I precari dell’Ufficio per il Processo del Tribunale di Vibo Valentia tornano a far sentire la loro voce. E lo fanno con un appello diretto alle più alte cariche dello Stato, chiedendo che la stabilizzazione del personale Upp diventi una priorità politica immediata. «Siamo oltre dodicimila in tutta Italia, ma qui a Vibo Valentia l’incertezza pesa il doppio, in un territorio difficile dove i risultati raggiunti rischiano di andare in frantumi», spiegano.

La richiesta che sale dagli uffici giudiziari vibonesi è netta: mantenere l’organico e la sua distribuzione territoriale così com’è, evitando tagli o selezioni che lascerebbero fuori metà dei lavoratori.

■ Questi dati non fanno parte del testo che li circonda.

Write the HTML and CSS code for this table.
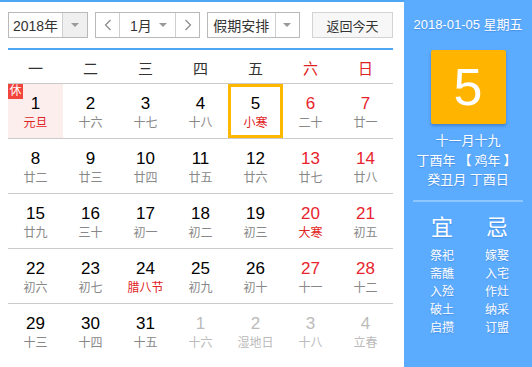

Una richiesta che non ha toni di protesta verso il Governo, precisano in una nota, ma che punta a salvaguardare una riforma che ha dimostrato di funzionare e che ora rischia di essere compromessa da decisioni parziali.

Il contingente Upp, reclutato con il decreto-legge 80 del 2021 nell’ambito del Pnrr, ha inciso in maniera concreta sull’efficienza del sistema giudiziario. A livello nazionale, i tempi dei processi si sono ridotti in maniera significativa: al 30 giugno 2023 il disposition time è calato del 19,2% nel civile e del 29% nel penale rispetto al 2019, con ulteriori progressi stimati per il 2025, quando la diminuzione dovrebbe raggiungere il 37,8% nel penale e il 27,8% nel civile. Risultati ben oltre i target fissati dal Piano di Ripresa e Resilienza.

A Vibo Valentia l’impatto è stato ancora più marcato. L’ispezione ministeriale del 2022 aveva assegnato un «giudizio ampiamente positivo» a un Tribunale segnato da carenze di organico storiche e da un elevato turnover di magistrati. In particolare, gli operatori data entry hanno accelerato la digitalizzazione degli uffici: nel settore civile, il Tribunale è risalito dalle ultime posizioni fino a collocarsi tra i primi dieci nella classifica Cisia 2023; nel penale, l’avvio della piattaforma App è proseguito senza le interruzioni che altrove hanno rallentato l’innovazione.

«Abbiamo creduto sin dall’inizio nel progetto Upp – ricordano i lavoratori – mettendo al servizio della Giustizia le nostre competenze nel nostro territorio». Ma quello slancio iniziale oggi rischia di spegnersi. La prospettiva di una stabilizzazione parziale per 6.000 unità, annunciata nelle ultime settimane, ha generato sconforto e tensioni, soprattutto dopo le dichiarazioni del Ministro per gli Affari Europei Tommaso Foti, che aveva indicato il giugno 2026 come data entro cui stabilizzare l’intero contingente.

Secondo i lavoratori vibonesi, escludere una parte del personale significherebbe indebolire gli uffici giudiziari, disperdere competenze costruite in tre anni di lavoro sul campo, costringere molti addetti a lasciare la Calabria con pesanti ricadute sociali ed economiche e rallentare una riforma che ha già dimostrato di poter cambiare il volto della Giustizia italiana.

«L’incertezza mina la motivazione e mette a rischio la nostra capacità di lavorare con serenità e rapidità», avvertono a pochi mesi dalla scadenza dei contratti. Per questo chiedono di essere riconosciuti per ciò che sono: personale qualificato, operativo, indispensabile, non numeri da ridurre per esigenze di bilancio.

Il timore, spiegano nella loro istanza, è quello di un lento disimpegno forzato, inevitabile conseguenza del malessere psicologico e dell’instabilità professionale. Ma il rischio più grande va oltre la sorte dei singoli lavoratori: riguarda la tenuta stessa della riforma della Giustizia, che senza un intervento serio e tempestivo potrebbe perdere proprio la forza lavoro che ne ha permesso il successo.